Emily Badger and Margot Sanger-Katz explore and unpack the debate about the definition of “Able-Bodied” and its history.
“These so-called able-bodied are defined in many ways by what they are not: not disabled, not elderly, not children, not pregnant, not blind. They are effectively everyone left, and they have become the focus of resurgent conservative proposals to overhaul government aid, such as one announced last month by the Trump administration that would allow states to test work requirements for Medicaid.”
The “able-bodied” have drawn recent attention from the Republican party as they receive food stamps, assistance through the Temporary Assistance for Needy Families (TANF) program, live in Dept. of Housing and Urban Development (HUD) funded housing and rely on Medicaid for their healthcare. Experts call “able-bodied” a political term that is often synonymous with “undeserving”

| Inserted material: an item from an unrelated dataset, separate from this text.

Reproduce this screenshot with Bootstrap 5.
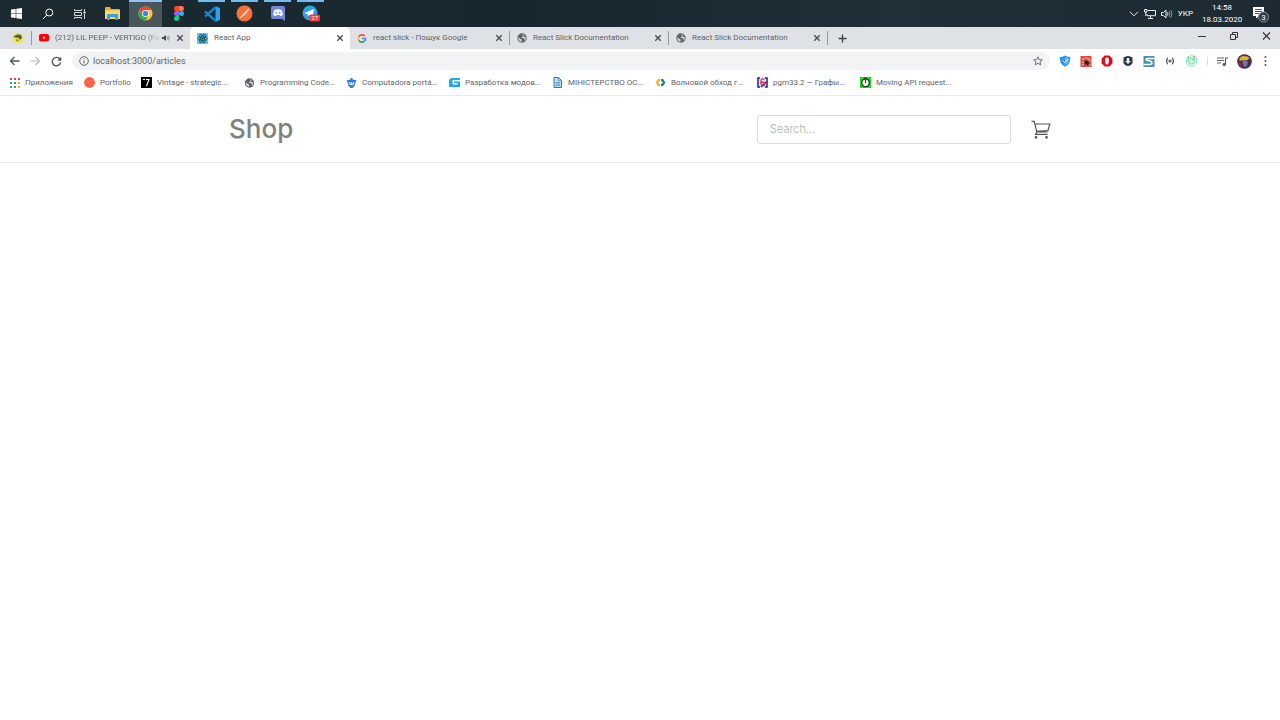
<!DOCTYPE html>
<html lang="uk">
<head>
<meta charset="utf-8">
<meta name="viewport" content="width=device-width, initial-scale=1">
<title>React App</title>
<link rel="stylesheet" href="https://cdn.jsdelivr.net/npm/bootstrap@5.3.0/dist/css/bootstrap.min.css">
<style>
body{font-family:Roboto,"Noto Sans",sans-serif;font-size:8px;line-height:12px;color:#5f6368;background:#fff}
svg{display:block;flex:none}
button{border:0;background:none;padding:0;color:inherit;display:flex;align-items:center;justify-content:center;flex:none}
a{color:inherit;text-decoration:none}
.taskbar{height:27px;background:linear-gradient(90deg,#1c2a32,#18262d 40%,#1f3038 70%,#1d2a32);color:#fff}
.task{width:32px;height:27px;border-top:2px solid transparent;border-bottom:2px solid transparent}
.app-task{width:33px}
.running{border-top-color:#76b9ed;background-clip:padding-box}
.focused{background:#4a565c;border-top-color:#8fc4ee}
.running:not(.focused){border-image:linear-gradient(90deg,transparent 10%,#76b9ed 10%,#76b9ed 90%,transparent 90%) 2 0 0 0}
.tray{padding-right:10px;gap:5px}
.clock{width:40px;margin:0 4px;line-height:12px}
.tabstrip{height:22px;background:#dee1e6}
.pinned{width:31px;padding-left:12px}
.chrome-tab{width:159px;padding:0 6px 0 7px;gap:6px}
.chrome-tab.current{width:160px;background:#fff;border-radius:5px 5px 0 0}
.divided{border-left:1px solid #a0a4a9;border-image:linear-gradient(transparent 20%,#96999e 20%,#96999e 80%,transparent 80%) 0 0 0 1}
.tab-title{white-space:nowrap;overflow:hidden;flex:1}
.fade-title{margin-right:-5px;-webkit-mask-image:linear-gradient(90deg,#000 86%,transparent)}
.toolbar{height:24px;padding:0 10px 0 8px}
.nav-btn{width:12px;margin-right:9px}
.address{height:18px;border-radius:9px;background:#f1f3f4;padding:0 7px;margin-left:1px}
.address input{border:0;background:none;outline:0;padding:0;font-size:9px;line-height:14px;color:#5f6368;min-width:0}
.extensions{gap:9px;padding-left:9px}
.bookmarks{height:23px;padding:0 10px 3px;border-bottom:1px solid #e8eaed;white-space:nowrap}
.bookmark{width:103px;gap:5px;flex:none}
.bookmark:nth-child(4n){width:102px}
.w-apps{width:74px}
.w-short{width:57px}
.shop-header{height:67px;border-bottom:1px solid #e5e5e5}
.shop-wrap{max-width:852px;padding:0 15px}
.brand{font:500 26px/32px Inter,sans-serif;color:#808080}
.search-box{width:254px;height:29px;border:1px solid #d9d9d9;border-radius:3px;padding:0 12px;font:300 11px/18px Inter,sans-serif;color:#666}
.search-box::placeholder{color:#b0b0b0;opacity:1}
</style>
</head>
<body>
<svg width="0" height="0" class="position-absolute" aria-hidden="true">
<symbol id="x" viewBox="0 0 8 8"><path d="M1.3 1.3l5.4 5.4M6.7 1.3L1.3 6.7" stroke="#45494d" stroke-width="1.3"/></symbol>
<symbol id="globe" viewBox="0 0 10 10"><circle cx="5" cy="5" r="4.7" fill="#5f6368"/><path d="M1.2 4.3l2 1.6 1.2.4.2 2.4C2.4 8.4 1.200 7 1.200 4.300zM5 1.300l2 .5-.4 1.400-1.500.6-.4 1.100 2 .1.900 1.200L7 8.100c1.400-1 2-2.400 1.700-3.900L7 4.100z" fill="#dee1e6"/></symbol>
</svg>

<header class="taskbar d-flex align-items-center">
<button class="task" aria-label="Start"><svg width="11" height="11" viewBox="0 0 11 11" fill="#fff"><path d="M0 1.600l4.700-.7v4.300H0zM5.300.8L11 0v5.200H5.300zM0 5.800h4.700v4.300L0 9.400zM5.300 5.800H11V11l-5.700-.8z"/></svg></button>
<button class="task" aria-label="Search"><svg width="12" height="12" viewBox="0 0 12 12" fill="none" stroke="#fff"><circle cx="7.300" cy="4.500" r="3.500"/><path d="M4.800 7L1 11"/></svg></button>
<button class="task" aria-label="Task view"><svg width="12" height="12" viewBox="0 0 12 12" fill="none" stroke="#cfd5d8"><path d="M.5 1v1.500h7V1M.5 11V9.500h7V11M.5 4.500h7v3h-7zM10.500 1v2M10.500 6v5"/><path d="M10.500 3.500v2" stroke="#fff" stroke-width="2"/></svg></button>
<button class="task app-task" aria-label="File Explorer"><svg width="15" height="13" viewBox="0 0 15 13"><path d="M0 1q0-1 1-1h4l1 2h8q1 0 1 1v9H0z" fill="#e7b13d"/><path d="M0 3.500h15V12H0z" fill="#ffd86b"/><path d="M2 13V8q0-1 1-1h9q1 0 1 1v5h-3v-3H5v3z" fill="#3f9bdc"/></svg></button>
<button class="task app-task running focused" aria-label="Google Chrome"><svg width="15" height="15" viewBox="0 0 16 16"><circle cx="8" cy="8" r="7.500" fill="#fcc934"/><path d="M1.500 4.250A7.500 7.500 0 0 1 14.500 4.250H8L4.750 9.800z" fill="#ea4335"/><path d="M1.500 4.250A7.500 7.500 0 0 0 8 15.500l3.250-5.700H4.750z" fill="#34a853"/><circle cx="8" cy="8" r="3.700" fill="#fff"/><circle cx="8" cy="8" r="2.900" fill="#4285f4"/></svg></button>
<button class="task app-task" aria-label="Figma"><svg width="10" height="15" viewBox="0 0 10 15"><path d="M5 0H2.500a2.500 2.500 0 0 0 0 5H5z" fill="#f24e1e"/><path d="M5 0h2.500a2.500 2.500 0 0 1 0 5H5z" fill="#ff7262"/><path d="M5 5H2.500a2.500 2.500 0 0 0 0 5H5z" fill="#a259ff"/><circle cx="7.500" cy="7.500" r="2.500" fill="#1abcfe"/><path d="M5 10H2.500A2.500 2.500 0 1 0 5 12.500z" fill="#0acf83"/></svg></button>
<button class="task app-task running" aria-label="Visual Studio Code"><svg width="16" height="16" viewBox="0 0 16 16"><path d="M11.500 0L16 2v12l-4.500 2z" fill="#2ba1f2"/><path d="M1 5.500l10.500 9.200M1 10.500L11.500 1.300" stroke="#1684cb" stroke-width="2.400"/></svg></button>
<button class="task app-task running" aria-label="Postman"><svg width="17" height="17" viewBox="0 0 17 17"><circle cx="8.500" cy="8.500" r="8" fill="#f8703c"/><path d="M4 13l5.500-6 3-2.500-2 3.500zM11 5l2-1" stroke="#fff" stroke-width=".7" fill="#f9b08c"/></svg></button>
<button class="task app-task running" aria-label="Discord"><svg width="14" height="15" viewBox="0 0 14 15"><path d="M2 0h10q2 0 2 2v13l-3-2H2q-2 0-2-2V2q0-2 2-2z" fill="#7289da"/><path d="M3.500 4Q7 2.500 10.500 4q1.300 2.500 1.200 5-1 1-2.500 1l-.7-1h-3l-.7 1q-1.500 0-2.500-1-.1-2.500 1.200-5z" fill="#fff"/><circle cx="5.300" cy="6.800" r=".9" fill="#7289da"/><circle cx="8.700" cy="6.800" r=".9" fill="#7289da"/></svg></button>
<button class="task app-task running" aria-label="Telegram"><svg width="18" height="17" viewBox="0 0 18 17"><circle cx="8" cy="8" r="7.500" fill="#2fa3dc"/><path d="M2.500 8L12 4l-1.500 8L7.500 9.800 6 11.200 5.500 9z" fill="#fff"/><rect x="7.500" y="9.500" width="10.500" height="7" rx="1.500" fill="#ed3a3f"/><text x="12.700" y="15.300" font-size="6" fill="#fff" text-anchor="middle">27</text></svg></button>
<div class="tray d-flex align-items-center ms-auto">
<button aria-label="Hidden icons"><svg width="10" height="6" viewBox="0 0 10 6" fill="none" stroke="#e8edef"><path d="M1 .8l4 4 4-4"/></svg></button>
<button aria-label="Network"><svg width="12" height="10" viewBox="0 0 12 10" fill="none" stroke="#e8edef"><path d="M4 1.500h7.500v5.200H3V5M6.500 7v2M4 9.500h5M.5.500H3V3H.5zM1.800 3v4"/></svg></button>
<button aria-label="Volume"><svg width="12" height="10" viewBox="0 0 12 10" fill="none" stroke="#e8edef"><path d="M.5 3.500h2l2.500-2.500v8L2.500 6.500h-2zM6.500 3.500q1 1.500 0 3"/><path d="M8 2q2 3 0 6M9.800 1q2.200 4 0 8" stroke="#7f8b90"/></svg></button>
<button>УКР</button>
<time class="clock text-center" datetime="2020-03-18T14:58">14:58<br>18.03.2020</time>
<button aria-label="Notifications"><svg width="19" height="18" viewBox="0 0 19 18"><path d="M2 2h11v9H8l-3 2.500V11H2z" fill="#fff"/><path d="M4 4.500h7M4 6.500h7M4 8.500h4" stroke="#26343b" stroke-width=".8"/><circle cx="12.500" cy="12" r="5" fill="#2f3c43" stroke="#8a9397"/><text x="12.500" y="15" font-size="8" fill="#fff" text-anchor="middle">3</text></svg></button>
</div>
</header>

<nav class="tabstrip d-flex" aria-label="Tabs">
<button class="pinned justify-content-start" aria-label="Pinned tab"><svg width="12" height="12" viewBox="0 0 12 12"><circle cx="6" cy="6" r="5.300" fill="#f3e63c"/><path d="M1 5l4-2.500 4 .3 1 3L8 8 6.500 6z" fill="#555b55"/><path d="M4 7l3 1-1 1.500-2-.5z" fill="#8a913c"/></svg></button>
<div class="chrome-tab divided d-flex align-items-center"><svg width="10" height="8" viewBox="0 0 10 8"><rect width="10" height="7.500" rx="1.800" fill="#f00"/><path d="M4 2.200v3.200l2.700-1.600z" fill="#fff"/></svg><a href="#" class="tab-title fade-title">(212) LiL PEEP - VERTIGO (Fu</a><svg width="8" height="8" viewBox="0 0 8 8"><path d="M0 3h1.500L4 1v6L1.500 5H0z" fill="#45494d"/><path d="M5 2.500q1.200 1.500 0 3M6.500 1.500q1.500 2.500 0 5" fill="none" stroke="#6b6f73" stroke-width=".7"/></svg><button aria-label="Close tab"><svg width="8" height="8"><use href="#x"/></svg></button></div>
<div class="chrome-tab current d-flex align-items-center"><svg width="11" height="11" viewBox="0 0 11 11"><rect width="11" height="11" rx="1" fill="#52c8e8"/><g fill="none" stroke="#20343c" stroke-width=".7"><ellipse cx="5.500" cy="5.500" rx="4.600" ry="1.900"/><ellipse cx="5.500" cy="5.500" rx="4.600" ry="1.900" transform="rotate(60 5.500 5.500)"/><ellipse cx="5.500" cy="5.500" rx="4.600" ry="1.900" transform="rotate(120 5.500 5.500)"/></g><circle cx="5.500" cy="5.500" r="1" fill="#20343c"/></svg><a href="#" class="tab-title">React App</a><button aria-label="Close tab"><svg width="8" height="8"><use href="#x"/></svg></button></div>
<div class="chrome-tab d-flex align-items-center"><svg width="10" height="9" viewBox="0 0 10 10" fill="none" stroke-width="1.800"><path d="M1.500 3A4 4 0 0 1 8 2.200" stroke="#ea4335"/><path d="M1.500 3a4 4 0 0 0 0 4" stroke="#fbbc05"/><path d="M1.500 7A4 4 0 0 0 7.700 8" stroke="#34a853"/><path d="M5 5h4q0 2-1.300 3" stroke="#4285f4"/></svg><a href="#" class="tab-title">react slick - Пошук Google</a><button aria-label="Close tab"><svg width="8" height="8"><use href="#x"/></svg></button></div>
<div class="chrome-tab divided d-flex align-items-center"><svg width="10" height="10"><use href="#globe"/></svg><a href="#" class="tab-title">React Slick Documentation</a><button aria-label="Close tab"><svg width="8" height="8"><use href="#x"/></svg></button></div>
<div class="chrome-tab divided d-flex align-items-center"><svg width="10" height="10"><use href="#globe"/></svg><a href="#" class="tab-title">React Slick Documentation</a><button aria-label="Close tab"><svg width="8" height="8"><use href="#x"/></svg></button></div>
<button class="divided px-2" aria-label="New tab"><svg width="13" height="9" viewBox="0 0 13 9"><path d="M6.500.5v8M2.500 4.500h8" stroke="#3c4043" stroke-width="1.300"/></svg></button>
<div class="d-flex ms-auto align-items-start pt-1 gap-4 pe-2">
<button aria-label="Minimize"><svg width="8" height="12" viewBox="0 0 8 12"><path d="M0 5.500h8" stroke="#333"/></svg></button>
<button aria-label="Restore"><svg width="8" height="10" viewBox="0 0 8 10" fill="none" stroke="#333"><path d="M.5 3.500h5v5h-5zM2.500 3V1.500h5v5H6"/></svg></button>
<button aria-label="Close window"><svg width="10" height="10" viewBox="0 0 10 10"><path d="M1 1.500l7 7M8 1.500l-7 7" stroke="#333" stroke-width="1.100"/></svg></button>
</div>
</nav>

<div class="toolbar d-flex align-items-center">
<button class="nav-btn" aria-label="Back"><svg width="11" height="10" viewBox="0 0 11 10" fill="none" stroke="#50555a" stroke-width="1.300"><path d="M10.500 5H1.500M5.500 1l-4 4 4 4"/></svg></button>
<button class="nav-btn" aria-label="Forward"><svg width="11" height="10" viewBox="0 0 11 10" fill="none" stroke="#babcbe" stroke-width="1.200"><path d="M.5 5h9M5.500 1l4 4-4 4"/></svg></button>
<button class="nav-btn" aria-label="Reload"><svg width="11" height="11" viewBox="0 0 11 11"><path d="M9 3.200A4.200 4.200 0 1 0 9.600 6.500" fill="none" stroke="#50555a" stroke-width="1.400"/><path d="M10.300.7v4H6.300z" fill="#50555a"/></svg></button>
<div class="address d-flex align-items-center flex-grow-1">
<svg width="10" height="10" viewBox="0 0 10 10"><circle cx="5" cy="5" r="4.300" fill="none" stroke="#5f6368"/><path d="M5 4.300v3.200M5 2.300v1" stroke="#5f6368"/></svg>
<input class="flex-grow-1 ms-1" type="text" aria-label="Address" value="localhost:3000/articles">
<button aria-label="Bookmark this page"><svg width="10" height="10" viewBox="0 0 10 10"><path d="M5 .8l1.200 2.800 3.100.3-2.300 2 .7 3L5 7.300 2.300 8.900l.7-3-2.300-2 3.100-.3z" fill="none" stroke="#5f6368" stroke-width=".9"/></svg></button>
</div>
<div class="extensions d-flex align-items-center">
<button aria-label="Shield"><svg width="12" height="12" viewBox="0 0 11 12"><path d="M5.500.5Q8 2 10.800 2q.4 7-5.300 9.700Q-.2 9 .2 2 3 2 5.500.5z" fill="#2196f3"/><path d="M5.500 2Q7.500 3 9.500 3.200 9.500 8 5.500 10.300" fill="#62c0ff"/><path d="M3 5.500l2 2 3.200-3" fill="none" stroke="#fff"/></svg></button>
<button aria-label="Pest control"><svg width="12" height="11" viewBox="0 0 12 11"><rect x=".5" width="11" height="11" fill="#e2493f"/><path d="M2 2.500l2 1 2-2 2 2 2-1M2 6h2M2 9l2-1M9 8l1.500 1M9 5l1.500-.5" stroke="#ffd0c8" fill="none"/><path d="M4.500 5l2-.5 2 1 1 2.500-2 1.500-1.500-1.500-1.500 1z" fill="#35201f"/></svg></button>
<button aria-label="Ad blocker"><svg width="12" height="12" viewBox="0 0 12 12"><path d="M3.700.6h4.600l3.100 3.100v4.600l-3.100 3.100H3.700L.6 8.300V3.700z" fill="#e00b18"/><path d="M4 3.500q.5-1 1-.5.500-1.300 1-.3.700-.8 1 .3.700 0 .8 1V7Q7.500 9.700 6 9.700T4 7z" fill="#fff"/></svg></button>
<button aria-label="Downloader"><svg width="12" height="12" viewBox="0 0 11 12"><path d="M1 2.500q4.500-3 9 0v6q-4.500 5-9 0z" fill="#2d384c"/><path d="M4.300 3h2.400v3h1.500L5.500 9 2.800 6h1.500z" fill="#fff"/></svg></button>
<button aria-label="Stylish"><svg width="12" height="11" viewBox="0 0 12 11"><rect x=".5" width="11" height="11" fill="#4e8db4"/><path d="M11.500 2.500H4.500q-2 0-1 1.500l5 1.600q1.500 2.700-1.500 2.900H.5" fill="none" stroke="#fff" stroke-width="1.500"/></svg></button>
<button aria-label="JSON viewer"><svg width="12" height="10" viewBox="0 0 12 10" fill="none" stroke="#3c4043" stroke-width="1.100"><path d="M4 2Q2.800 2 3 4q0 1-1 1 1 0 1 1-.2 2 1 2M8 2q1.200 0 1 2 0 1 1 1-1 0-1 1 .2 2-1 2M4.500 4.200h3M4.500 5.800h3"/></svg></button>
<button aria-label="Radar"><svg width="13" height="12" viewBox="0 0 13 12" fill="none"><circle cx="6.500" cy="6" r="5.300" fill="#dffbec" stroke="#8eebb9"/><circle cx="6.500" cy="6" r="3" stroke="#6ddda0"/><path d="M6.500 6l3.500-3" stroke="#4ccb85"/><path d="M2.500 2.500h1.500M8.500 1.500h1.500" stroke="#fb6b5f" stroke-width="1.500"/></svg></button>
<span class="vr my-1"></span>
<button aria-label="Media controls"><svg width="11" height="11" viewBox="0 0 11 11"><path d="M0 2h7M0 4.500h7M0 7h4" stroke="#5f6368" stroke-width="1.100"/><path d="M8.500 8.500V2H11" stroke="#5f6368" stroke-width="1.200" fill="none"/><circle cx="7.200" cy="8.500" r="1.700" fill="#5f6368"/></svg></button>
<button aria-label="Profile"><svg width="15" height="15" viewBox="0 0 15 15"><circle cx="7.500" cy="7.500" r="7.300" fill="#4c294f"/><path d="M2.500 4l3-2 5 .5 2 2-3 2-3-.5-4 1z" fill="#dfb52e"/><path d="M5 7l3-1 3 2-1 4-3 1z" fill="#756eb0"/><path d="M1 8l3 1 1 4-2-1z" fill="#a3283b"/></svg></button>
<button aria-label="Menu"><svg width="9" height="12" viewBox="0 0 9 12" fill="#50555a"><circle cx="4.500" cy="2" r="1"/><circle cx="4.500" cy="6" r="1"/><circle cx="4.500" cy="10" r="1"/></svg></button>
</div>
</div>

<nav class="bookmarks d-flex align-items-center" aria-label="Bookmarks">
<a href="#" class="bookmark w-apps d-flex align-items-center"><svg width="10" height="10" viewBox="0 0 10 10"><g fill="#ea4335"><path d="M0 0h2v2H0zM4 0h2v2H4zM8 0h2v2H8z"/></g><path d="M0 4h2v2H0zM0 8h2v2H0zM4 8h2v2H4z" fill="#34a853"/><path d="M4 4h2v2H4z" fill="#4285f4"/><path d="M8 4h2v2H8zM8 8h2v2H8z" fill="#f0b41c"/></svg>Приложения</a>
<a href="#" class="bookmark w-short d-flex align-items-center"><svg width="11" height="11" viewBox="0 0 11 11"><circle cx="5.500" cy="5.500" r="5.400" fill="#fb6547"/></svg>Portfolio</a>
<a href="#" class="bookmark d-flex align-items-center"><svg width="11" height="11" viewBox="0 0 11 11"><rect width="11" height="11" fill="#000"/><path d="M2 2.500h2M5 2.500h3L5.500 9" fill="none" stroke="#fff" stroke-width="1.100"/></svg>Vintage - strategic...</a>
<a href="#" class="bookmark d-flex align-items-center"><svg width="11" height="10"><use href="#globe"/></svg>Programming Code...</a>
<a href="#" class="bookmark d-flex align-items-center"><svg width="11" height="10" viewBox="0 0 10 10"><path d="M4 0h2v1.500l4 .7-1 2.300-.8 3L6 10H4L1.800 7.500 1 4.500 0 2.500l4-1z" fill="#3478e5"/><path d="M2.300 4h5.400v2.200l-2.700 1-2.700-1z" fill="#fff"/><circle cx="3.700" cy="5" r=".8" fill="#235bb8"/><circle cx="6.300" cy="5" r=".8" fill="#235bb8"/></svg>Computadora portá...</a>
<a href="#" class="bookmark d-flex align-items-center"><svg width="11" height="9" viewBox="0 0 11 9"><path d="M2 0h9v2H3.500v4.500h5V5H5V3.500h6V9H0V2z" fill="#29a8df"/></svg>Разработка модов...</a>
<a href="#" class="bookmark d-flex align-items-center"><svg width="11" height="11" viewBox="0 0 11 11"><path d="M2 .5h4.500L9.500 3.500v7H2z" fill="#b9e3fb" stroke="#38729e"/><path d="M6.300.5v3.200h3.200M3.500 5.500H8M3.500 7H8M3.500 8.500H8" fill="none" stroke="#4a8dbd" stroke-width=".8"/></svg>МІНІСТЕРСТВО ОС...</a>
<a href="#" class="bookmark d-flex align-items-center"><svg width="11" height="9" viewBox="0 0 10 9" fill="none" stroke-width="2.200"><path d="M4.500 2.200H3L1.500 4.500 3 6.800h1.500" stroke="#f6ad2b"/><path d="M5.500 2.200H7l1.500 2.300L7 6.800H5.500" stroke="#16848d"/></svg>Волновой обход г...</a>
<a href="#" class="bookmark d-flex align-items-center"><svg width="11" height="11" viewBox="0 0 11 11" fill="none"><rect width="11" height="11" fill="#e6e6fa"/><path d="M3 1H1v9h2M8 1h2v9H8M4 10L9 5" stroke="#2020c0" stroke-width="1.500"/><path d="M7.500 2.500Q4 .5 4 4.500v2.200q.2 2 2 2t1.700-2-1.700-1.500H4" stroke="#e42b3d" stroke-width="1.400"/></svg>pgm33.2 — Графы...</a>
<a href="#" class="bookmark d-flex align-items-center"><svg width="11" height="11" viewBox="0 0 11 11"><rect width="11" height="11" fill="#14dc26"/><circle cx="5.500" cy="5.800" r="3.800" fill="#fff" stroke="#263c2a" stroke-width="1.400"/><path d="M5.500 3v3M4 1h3" stroke="#263c2a"/></svg>Moving API request...</a>
</nav>

<main>
<div class="shop-header d-flex align-items-center">
<div class="shop-wrap container d-flex align-items-center">
<a class="brand" href="#">Shop</a>
<form class="ms-auto" role="search"><input class="search-box d-block" type="search" placeholder="Search..." aria-label="Search"></form>
<button class="ms-3 ps-1" aria-label="Cart"><svg width="20" height="20" viewBox="0 0 20 20" fill="none" stroke="#555" stroke-width="1.200"><path d="M.5 2.300h2.700l2.600 10.500h10.600M4 5h14.800l-1.900 6.600-11.400.7M5.800 12.800l-1.200 2.500h12"/><circle cx="5" cy="18.300" r=".8" fill="#555"/><circle cx="15.500" cy="18.300" r=".8" fill="#555"/></svg></button>
</div>
</div>
</main>
<script src="https://cdn.jsdelivr.net/npm/bootstrap@5.3.0/dist/js/bootstrap.bundle.min.js"></script>
</body>
</html>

“The barriers that prevent people from going to work are real,” said Mr. Doar, who served as an administrator of social services in New York State and in the administration of Mayor Michael Bloomberg in New York City. “But if you start from the premise that those barriers are insurmountable, I think you really won’t be helping people escape poverty.”
Drilling down more specifically to the “able-bodied” issue related to HUD funded affordable housing, a recent report from the Center on Budget and Policy Priorities (CBPP) reinforces the issue of barriers. And the report also showing that the majority – nearly 75% – of non-disabled households assisted by HUD funded programs work. But that the wages they earn are simply too low to keep up with the rent.
Sixty-percent of working HUD-assisted households had wage earnings below the poverty level.
Non-disabled households of working age who do not work may face significant barriers to employment like limited education, poor health, lack of child care, and local conditions.
Of the non-disabled HUD-assisted households of working age, nearly three-quarters were attached to the labor force.
Fifty-eight percent of the working-age households worked in 2016, 7% worked in 2015, and 8% were likely required to participate in work-related programs by TANF.
Wages, however, are too low for HUD-assisted households to afford housing without assistance.
The typical working HUD-assisted household had annual earnings of $18,200 and could afford monthly rent of $450 without being cost-burdened (spending more than 30% of its income on rent).
The median rent for a two-bedroom apartment in the U.S., however, is $963.
Employment for low-wage HUD-assisted workers is often unstable with high turnover and few benefits. Of the 1.1 million non-disabled, working-age households assisted by HUD, 32% worked all four years between 2012 and 2016, but 48% worked between one and four years.
The report identified a number of barriers to employment, including health problems and education.
Sixty-six percent of HUD-assisted working-age households headed by someone in good health worked, compared to only 54% of those headed by someone in fair or poor health.
Caretaking for a young child or a person with a disability is another barrier to labor force participation.
Forty percent of non-disabled working-age households that did not work between 2012 and 2016 included a child under six years of age or a person (not head of household) with a disability.